A few more characters include Hobo Bob, a hobo who hates socks brought in by Sharie for show-and-tell; Xavier Dalton, a man who made Ms. Nogard bitter and hateful after being disgusted by her third ear; Mr. Finch, a man who saved up his life savings to start an ice cream company; and the numerous cows, one of which ended up on the nineteenth story, that came to the school leading to it being shut down for 243 days.

==Story conventions==
- In Sideways Arithmetic from Wayside School, it is revealed the characters add, subtract, and multiply words. The children at Wayside School have no concept of adding numbers until Mrs. Jewls teaches the kids 4+7=11, in numbers, not words.
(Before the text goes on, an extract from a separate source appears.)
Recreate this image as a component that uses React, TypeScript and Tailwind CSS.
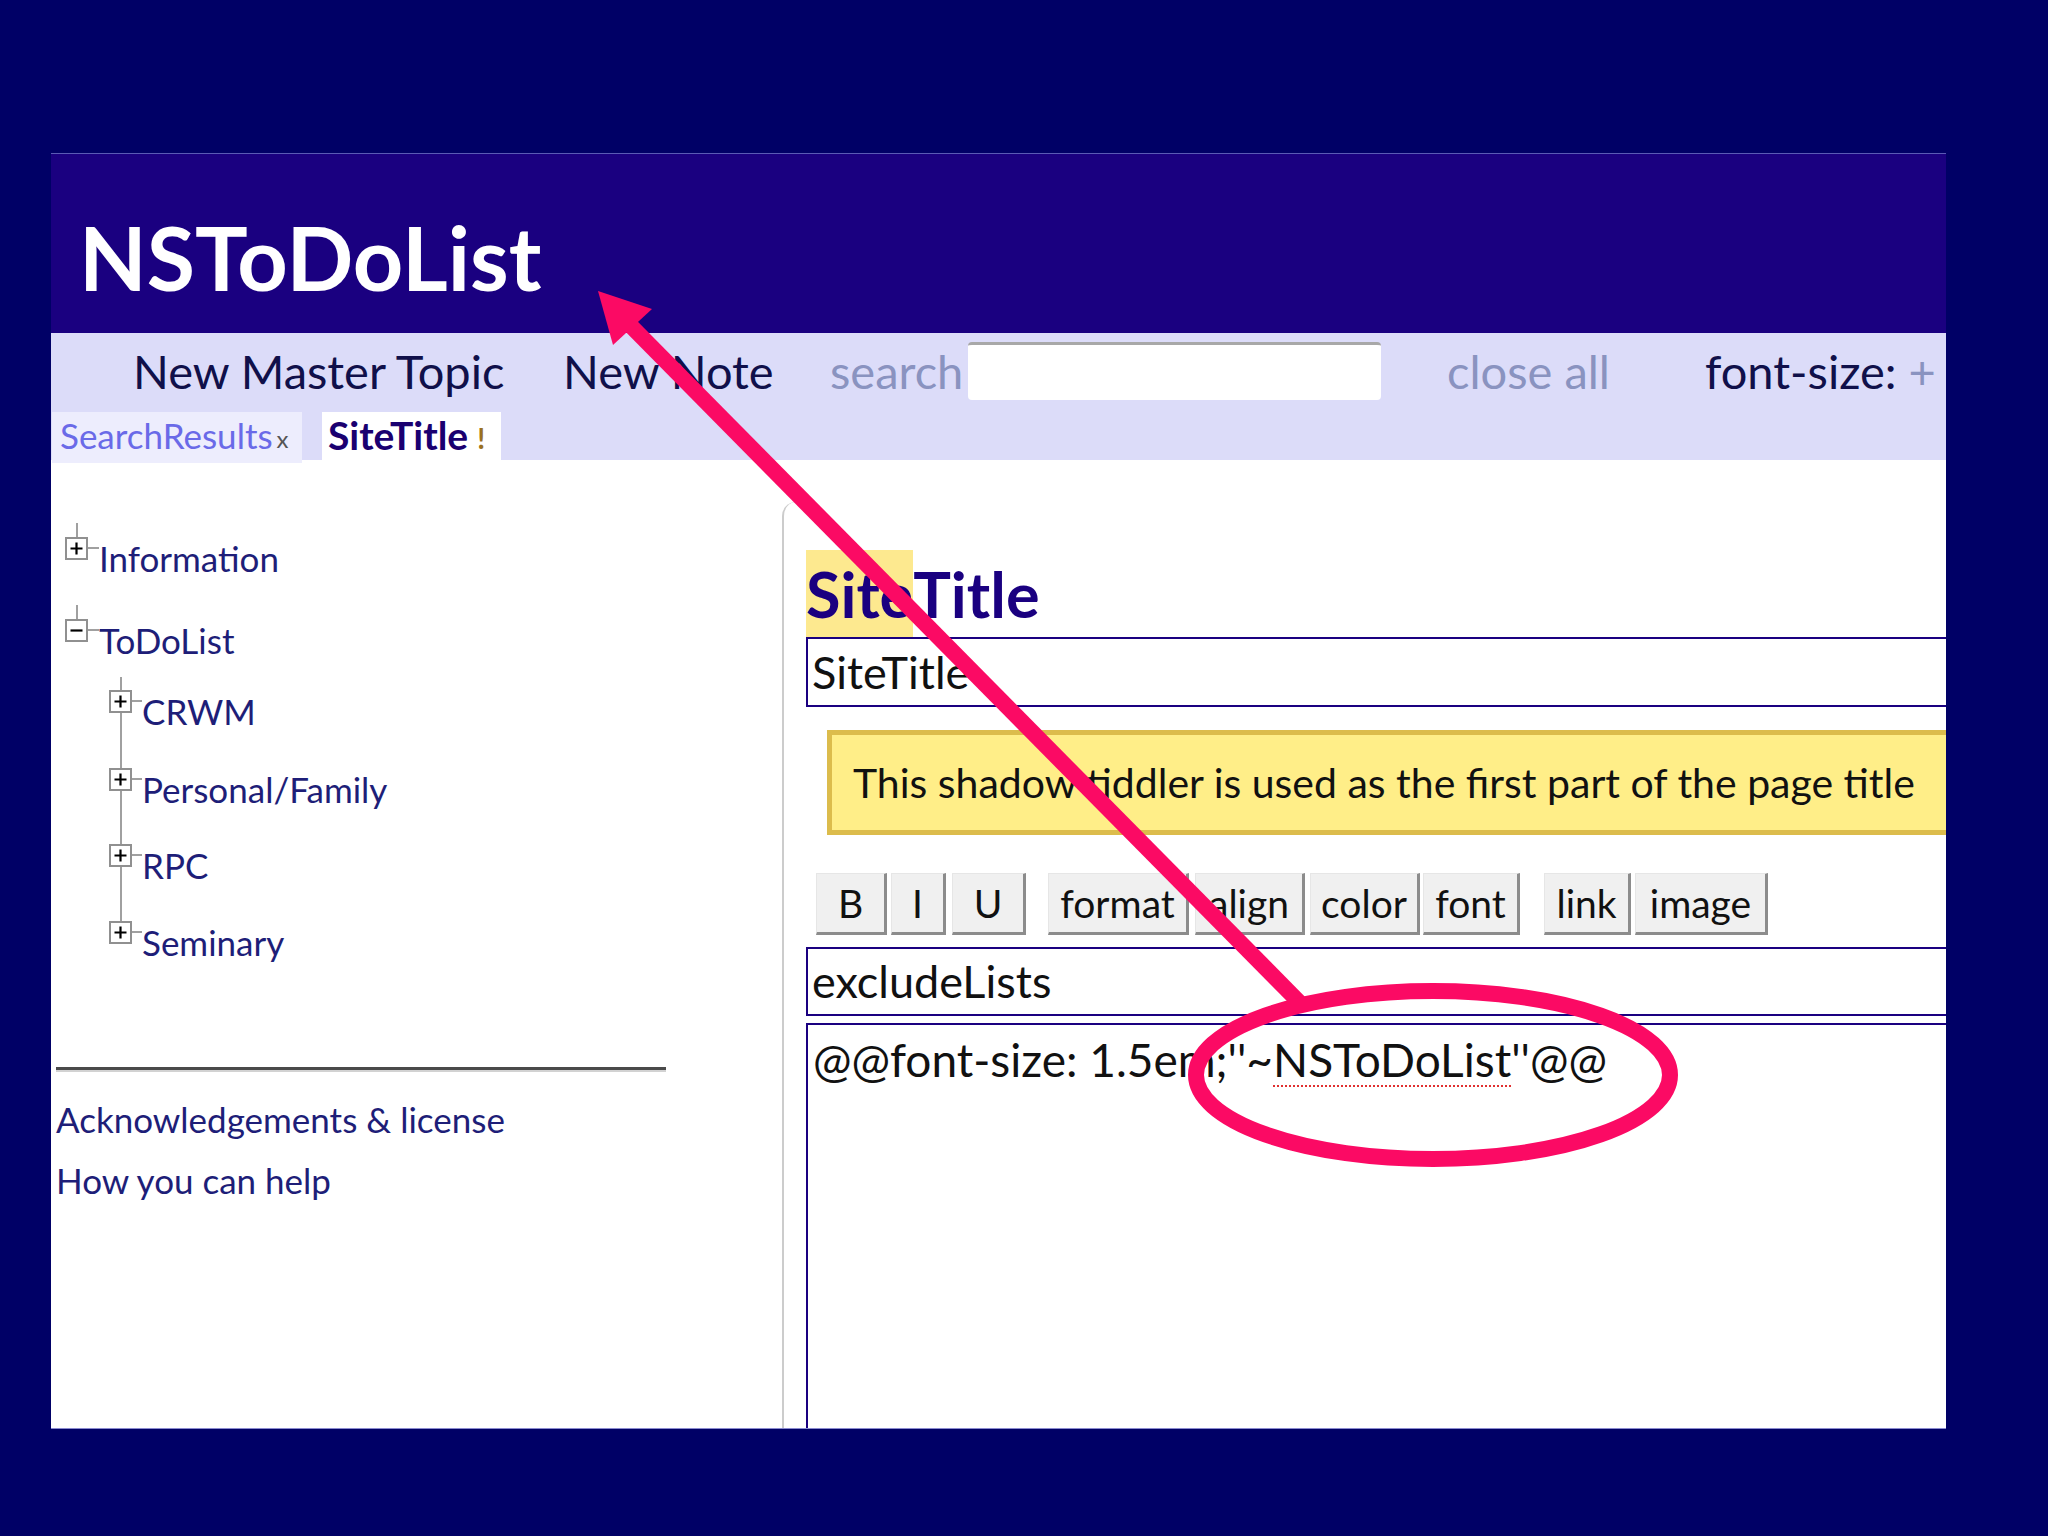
import React from "react";

const navy = "text-[#1e1e78]";

function ToggleBox({ open }: { open?: boolean }) {
  return (
    <div className="w-[23px] h-[23px] shrink-0 border-2 border-[#909090] bg-white flex items-center justify-center">
      <svg width="15" height="15" viewBox="0 0 15 15">
        <path d={open ? "M1.5 7.5h12" : "M1.5 7.5h12M7.5 1.5v12"} stroke="#000" strokeWidth="2.2" fill="none" />
      </svg>
    </div>
  );
}

function TreeRow({ label, stub, open, wire }: { label: string; stub: string; open?: boolean; wire: string }) {
  return (
    <div className="flex">
      <div className="w-[23px] flex flex-col items-center shrink-0">
        <div className={`w-[2px] bg-[#a0a0a0] ${stub}`} />
        <ToggleBox open={open} />
      </div>
      <div className="flex flex-col">
        <div className={stub} />
        <div className="h-[23px] flex items-start">
          <div className={`h-[2px] bg-[#a0a0a0] mt-[10px] ${wire}`} />
          <span className={`mt-[4px] leading-none text-[35px] whitespace-nowrap ${navy}`}>{label}</span>
        </div>
      </div>
    </div>
  );
}

const buttons = [
  { t: "B", w: "w-[71px]", ml: "ml-0" },
  { t: "I", w: "w-[55px]", ml: "ml-[4px]" },
  { t: "U", w: "w-[74px]", ml: "ml-[6px]" },
  { t: "format", w: "w-[141px]", ml: "ml-[22px]" },
  { t: "align", w: "w-[110px]", ml: "ml-[6px]" },
  { t: "color", w: "w-[110px]", ml: "ml-[5px]" },
  { t: "font", w: "w-[97px]", ml: "ml-[3px]" },
  { t: "link", w: "w-[87px]", ml: "ml-[24px]" },
  { t: "image", w: "w-[133px]", ml: "ml-[4px]" },
];

export default function App() {
  return (
    <div className="relative w-[2048px] h-[1536px] bg-[#000066] pt-[153px] pl-[51px] overflow-hidden font-['Lato','Noto_Sans',sans-serif]">
      <div className="w-[1895px] h-[1276px] bg-white overflow-hidden flex flex-col border-b border-[#8a8ad0]">
        {/* Header */}
        <div className="h-[180px] shrink-0 bg-[#1a0080] border-t border-[#5a5ab4] pl-[28px] pt-[59px]">
          <div className="text-[88px] font-bold leading-none text-white">NSToDoList</div>
        </div>

        {/* Menu bar */}
        <div className="h-[127px] shrink-0 bg-[#dcdcf9] flex flex-col">
          <div className="h-[58px] mt-[9px] flex items-center pl-[82px] text-[47px] leading-none whitespace-nowrap">
            <div className="w-[430px] text-[#10104a]">New Master Topic</div>
            <div className="w-[267px] text-[#10104a]">New Note</div>
            <div className="w-[138px] text-[#8a93c0]">search</div>
            <div className="w-[413px] h-[58px] shrink-0 bg-white rounded-[4px] border-t-[3px] border-[#a8a8a8]" />
            <div className="w-[66px] shrink-0" />
            <div className="w-[258px] text-[#8a93c0]">close all</div>
            <div className="text-[#10104a]">
              font-size: <span className="text-[#8a93c0]">+</span>
            </div>
          </div>
          <div className="mt-[12px] h-[48px] flex items-start pl-[1px] leading-none whitespace-nowrap">
            <div className="w-[250px] h-[51px] bg-[#ededfd] pl-[8px] pt-[6px] flex items-start">
              <span className="text-[35px] text-[#6a6ae8]">SearchResults</span>
              <span className="ml-[4px] mt-[9px] text-[24px] text-[#555555]">x</span>
            </div>
            <div className="ml-[20px] w-[179px] h-[48px] bg-white pl-[6px] pt-[4px] flex items-start">
              <span className="text-[39px] font-bold text-[#1a0070]">SiteTitle</span>
              <span className="ml-[9px] mt-[8px] text-[28px] font-bold text-[#9a7020]">!</span>
            </div>
          </div>
        </div>

        {/* Content */}
        <div className="flex flex-1 min-h-0">
          {/* Sidebar */}
          <div className="w-[731px] shrink-0 pl-[5px] pt-[63px]">
            <div className="pl-[9px]">
              <TreeRow label="Information" stub="h-[14px]" wire="w-[11px]" />
              <div className="mt-[45px]">
                <TreeRow label="ToDoList" stub="h-[14px]" wire="w-[11px]" open />
              </div>
              <div className="mt-[35px] ml-[44px]">
                <TreeRow label="CRWM" stub="h-[13px]" wire="w-[10px]" />
                <TreeRow label="Personal/Family" stub="h-[55px]" wire="w-[10px]" />
                <TreeRow label="RPC" stub="h-[53px]" wire="w-[10px]" />
                <TreeRow label="Seminary" stub="h-[54px]" wire="w-[10px]" />
              </div>
            </div>
            <div className="mt-[123px] w-[610px] h-[5px] border-t-[3px] border-[#4a4a4a] border-b-2 border-b-[#d2d2d2]" />
            <div className={`mt-[30px] text-[35px] leading-none whitespace-nowrap ${navy}`}>Acknowledgements &amp; license</div>
            <div className={`mt-[26px] text-[35px] leading-none whitespace-nowrap ${navy}`}>How you can help</div>
          </div>

          {/* Tiddler editor */}
          <div className="flex-1 mt-[42px] border-l-2 border-[#cccccc] rounded-tl-[14px] pl-[22px] pt-[48px] min-w-0">
            <div className="h-[87px] leading-[87px] text-[63px] font-bold text-[#1a0080] whitespace-nowrap">
              <span className="inline-block h-[87px] bg-[#fde98f]">Site</span>Title
            </div>
            <div className="w-[1400px] h-[70px] border-2 border-[#1a0080] pl-[4px] text-[45px] leading-[66px] text-[#111111] whitespace-nowrap">
              SiteTitle
            </div>
            <div className="ml-[21px] mt-[23px] w-[1400px] h-[105px] bg-[#ffee88] border-[5px] border-[#dcbc4c] pl-[21px] text-[41px] leading-[95px] text-[#111111] whitespace-nowrap">
              This shadow tiddler is used as the first part of the page title
            </div>
            <div className="mt-[38px] ml-[10px] h-[62px] flex">
              {buttons.map((b) => (
                <div
                  key={b.t}
                  className={`${b.w} ${b.ml} h-[62px] bg-[#f0f0f0] border-l border-t border-[#e6e6e6] border-r-[3px] border-b-[3px] border-r-[#8c8c8c] border-b-[#8c8c8c] flex items-center justify-center text-[39px] leading-none text-[#111111]`}
                >
                  {b.t}
                </div>
              ))}
            </div>
            <div className="mt-[12px] w-[1400px] h-[69px] border-2 border-[#1a0080] pl-[4px] text-[45px] leading-[65px] text-[#111111] whitespace-nowrap">
              excludeLists
            </div>
            <div className="mt-[7px] w-[1400px] h-[500px] border-2 border-[#1a0080] pl-[5px] pt-[12px] text-[46px] leading-none text-[#111111] whitespace-nowrap">
              @@font-size: 1.5em;''~
              <span className="underline decoration-dotted decoration-[#e03030] decoration-2 underline-offset-[8px]">NSToDoList</span>
              ''@@
            </div>
          </div>
        </div>
      </div>

      {/* Annotation overlay */}
      <svg className="absolute inset-0 pointer-events-none" width="2048" height="1536" viewBox="0 0 2048 1536">
        <line x1="1300" y1="1003" x2="628" y2="323" stroke="#fb0a64" strokeWidth="16" />
        <polygon points="598,291 652,309 613,345" fill="#fb0a64" />
        <ellipse cx="1433" cy="1075" rx="237" ry="84" fill="none" stroke="#fb0a64" strokeWidth="16" />
      </svg>
    </div>
  );
}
- If a student does something wrong once, Mrs. Jewls will write that student's name under the word DISCIPLINE. If a student does something wrong a second time, Mrs. Jewls will put a check next to that student's name. If a student does something wrong a third time, Mrs. Jewls will circle their name and send them home at noon on the kindergarten bus. Despite only needing three strikes, Mrs. Jewls resorts to also adding a triangle when Sammy was disruptive. Despite being a good student, Todd is sent home every day on the kindergarten bus as a result of him always unfairly getting in trouble each day. Paul is also sent home on the kindergarten bus, but only once, after pulling Leslie's pigtails during class. Another time, when it looks like Joy was going to be sent home early, Todd thinks he is going to have company, but Joy ends up making up for her crime by kissing Jason on the nose so that he would come unstuck from the gum she put on his seat. Mrs. Jewls even sends herself home early for temporarily turning evil.
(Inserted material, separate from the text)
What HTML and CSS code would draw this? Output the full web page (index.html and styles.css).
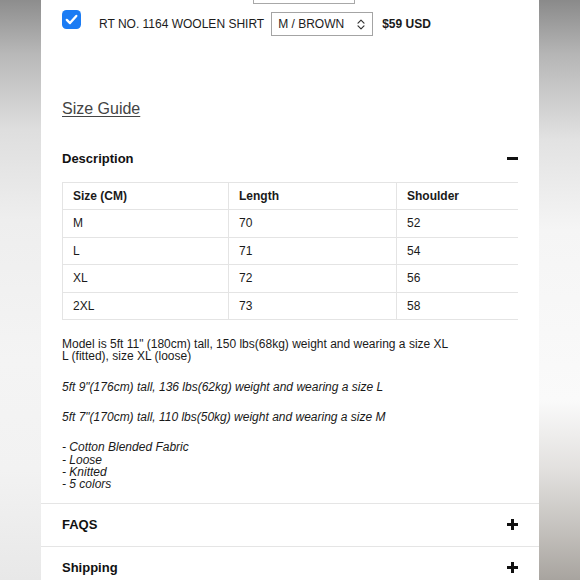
FILE: index.html
```html
<!DOCTYPE html>
<html lang="en">
<head>
<meta charset="utf-8">
<title>Woolen Shirt</title>
<link rel="stylesheet" href="styles.css">
</head>
<body>
<div class="page">
  <div class="gutter gutter-left"></div>
  <main class="panel">
    <div class="prev-select"></div>
    <div class="product-row">
      <span class="check">
        <svg width="19" height="19" viewBox="0 0 19 19"><rect x="0" y="0" width="19" height="19" rx="4.5" fill="#1b7cf4"/><path d="M4.8 9.9 L8 13.1 L14.3 5.9" fill="none" stroke="#fff" stroke-width="2.3" stroke-linecap="round" stroke-linejoin="round"/></svg>
      </span>
      <span class="product-name">RT NO. 1164 WOOLEN SHIRT</span>
      <div class="select">
        <span>M / BROWN</span>
        <svg width="8" height="11" viewBox="0 0 8 11"><path d="M1 4.2 L4 1.2 L7 4.2 M1 6.8 L4 9.8 L7 6.8" fill="none" stroke="#333" stroke-width="1.2" stroke-linecap="round" stroke-linejoin="round"/></svg>
      </div>
      <span class="price">$59 USD</span>
    </div>

    <a class="size-guide" href="#">Size Guide</a>

    <section class="acc acc-open">
      <div class="acc-head">
        <span>Description</span>
        <svg class="acc-icon" width="11" height="11" viewBox="0 0 11 11"><rect x="0" y="4" width="11" height="3" fill="#111"/></svg>
      </div>
      <div class="acc-body">
        <div class="table-wrap">
          <table class="size-table">
            <thead>
              <tr><th>Size (CM)</th><th>Length</th><th>Shoulder</th></tr>
            </thead>
            <tbody>
              <tr><td>M</td><td>70</td><td>52</td></tr>
              <tr><td>L</td><td>71</td><td>54</td></tr>
              <tr><td>XL</td><td>72</td><td>56</td></tr>
              <tr><td>2XL</td><td>73</td><td>58</td></tr>
            </tbody>
          </table>
        </div>
        <p>Model is 5ft 11" (180cm) tall, 150 lbs(68kg) weight and wearing a size XL<br>L (fitted), size XL (loose)</p>
        <p class="it">5ft 9"(176cm) tall, 136 lbs(62kg) weight and wearing a size L</p>
        <p class="it">5ft 7"(170cm) tall, 110 lbs(50kg) weight and wearing a size M</p>
        <p class="it">- Cotton Blended Fabric<br>- Loose<br>- Knitted<br>- 5 colors</p>
      </div>
    </section>

    <section class="acc">
      <div class="acc-head">
        <span>FAQS</span>
        <svg class="acc-icon" width="11" height="11" viewBox="0 0 11 11"><rect x="0" y="4" width="11" height="3" fill="#111"/><rect x="4" y="0" width="3" height="11" fill="#111"/></svg>
      </div>
    </section>

    <section class="acc">
      <div class="acc-head">
        <span>Shipping</span>
        <svg class="acc-icon" width="11" height="11" viewBox="0 0 11 11"><rect x="0" y="4" width="11" height="3" fill="#111"/><rect x="4" y="0" width="3" height="11" fill="#111"/></svg>
      </div>
    </section>
  </main>
  <div class="gutter gutter-right"></div>
</div>
</body>
</html>
```

FILE: styles.css
```css
* { box-sizing: border-box; }

html, body {
  margin: 0;
  padding: 0;
}

body {
  font-family: "Liberation Sans", Arial, Helvetica, sans-serif;
  color: #1a1a1a;
  background: #f2f2f2;
}

.page {
  display: flex;
  width: 580px;
  height: 580px;
  overflow: hidden;
}

.gutter {
  flex: 0 0 41px;
  height: 580px;
}

.gutter-left {
  background: linear-gradient(to bottom, #8d8d8d 0px, #b9b9b9 55px, #dedede 130px, #eeeeee 220px, #f4f4f4 360px, #f2f2f2 470px, #e8e8e8 580px);
}

.gutter-right {
  background: linear-gradient(to bottom, #8a8a8a 0px, #b6b6b6 55px, #e2e2e2 140px, #f5f5f5 230px, #fafafa 400px, #e2e0de 470px, #c4c1bd 530px, #a8a49f 580px);
}

.panel {
  flex: 0 0 498px;
  background: #fff;
  height: 580px;
}

.prev-select {
  margin-left: 212px;
  width: 102px;
  height: 4px;
  border: 1px solid #a8a8a8;
  border-top: none;
}

.product-row {
  display: flex;
  align-items: center;
  height: 24px;
  margin-top: 8px;
  padding-left: 21px;
  font-size: 12px;
}

.check {
  align-self: flex-start;
  margin-top: -2px;
  width: 19px;
  height: 19px;
  display: block;
}

.check svg { display: block; }

.product-name {
  margin-left: 18px;
  color: #1c1c1c;
  white-space: nowrap;
}

.select {
  margin-left: 7px;
  width: 102px;
  height: 24px;
  border: 1px solid #a4a4a4;
  display: flex;
  align-items: center;
  justify-content: space-between;
  padding: 0 7px 0 6px;
  color: #1c1c1c;
}

.select svg { display: block; }

.price {
  margin-left: 9px;
  font-weight: bold;
  color: #1a1a1a;
}

.size-guide {
  display: block;
  width: max-content;
  margin: 64px 0 0 21px;
  font-size: 16px;
  line-height: 18px;
  color: #444;
  text-decoration: underline;
  text-underline-offset: 2px;
}

.acc-head {
  display: flex;
  align-items: center;
  justify-content: space-between;
  padding: 0 21px;
  font-size: 13px;
  font-weight: bold;
  line-height: 15px;
  color: #111;
}

.acc-icon { display: block; }

.acc-open .acc-head {
  margin-top: 33px;
  margin-bottom: 16px;
}

.acc-body {
  padding: 0 21px 13px;
}

.table-wrap {
  width: 456px;
  overflow: hidden;
}

.size-table {
  border-collapse: collapse;
  width: 510px;
  table-layout: fixed;
  font-size: 12px;
  line-height: 14.4px;
}

.size-table th:nth-child(1) { width: 166px; }
.size-table th:nth-child(2) { width: 168px; }
.size-table th:nth-child(3) { width: 176px; }

.size-table th,
.size-table td {
  border: 1px solid #e4e4e4;
  padding: 6px 10px;
  text-align: left;
  color: #1a1a1a;
}

.size-table th { font-weight: bold; }

.acc-body p {
  margin: 18px 0 0;
  font-size: 12px;
  line-height: 12.3px;
  color: #1a1a1a;
}

.acc-body p.it { font-style: italic; }

.acc + .acc {
  border-top: 1px solid #e5e5e5;
}

.acc + .acc .acc-head {
  padding-top: 13px;
  padding-bottom: 14px;
}
```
- Goozack was another word for doors in the book Wayside School Gets a Little Stranger. After Principal Kidswatter ran into his office door which was closed and spilled coffee over his clothes, he banned the word "door" and regarded it as a bad word. So he introduced the word "goozack" to replace the word door, requiring everyone to call doors "goozacks". Anyone who said "door" would get in trouble. Todd was the first student to break the new rule, only because he was late for school at the time and didn't hear the announcement. Later, when Mrs. Drazil said "door" and the students pointed out that she was to call it "goozack," she immediately said "Mr. Kidswatter is a 'goozack'" in retaliation.
- The last sentence of each book always rhymes. In the first book, it says "everybody booed," after Louis tells them a bad story about a regular school. The second book ends in "everybody mooed," after Louis asks the cows in the building to leave. The third book ends in "everybody oooohed," after Louis kisses Miss Nogard. The fourth book ends in "everybody chewed," as the students chew Miss Mush's rainbow stew to taste the colors.
- Throughout the books, there are numerous jokes relating to the 19th floor. Supposedly, the builder of Wayside forgot to build a 19th floor, and therefore many students joke about how it is nonexistent. This is first introduced in Chapter 19 of the original book, where the chapter is simply called 'Miss Zarves" after the nineteenth story teacher. It then proceeds to tell the reader that Miss Zarves teaches on the 19th floor, but as there is no nineteenth floor, there is no Miss Zarves, and as there is no Miss Zarves, there is no 19th chapter. However, it is shown to exist, "somewhere between the 18th and 20th floors". All of the students, including Mrs. Jewls, end up there, as well as a cow and presumably a basketball as well, when it disappeared after being thrown where the 19th floor would've presumably been. Also, characters who have been in the 19th floor are apparently invisible to others. The students of the nineteenth floor (Mark Miller, Virginia, Nick, and Ray Gunn) are mainly characters who are made-up. For example, 'Ray Gunn' is Bebe's made-up brother. Mark Miller is also the name given to Benjamin Nushmutt by Mrs. Jewls.

==Other media==
The first attempt to adapt the Wayside series was in 1987, when the American Broadcasting Company made it into a 23-minute live-action special. In 2005, Nelvana produced an hour-long television special loosely based on the books called Wayside: The Movie. The special was later spun off into a series titled Wayside, which aired on Nickelodeon (U.S.) and Teletoon (Canada) from 2007 to 2008.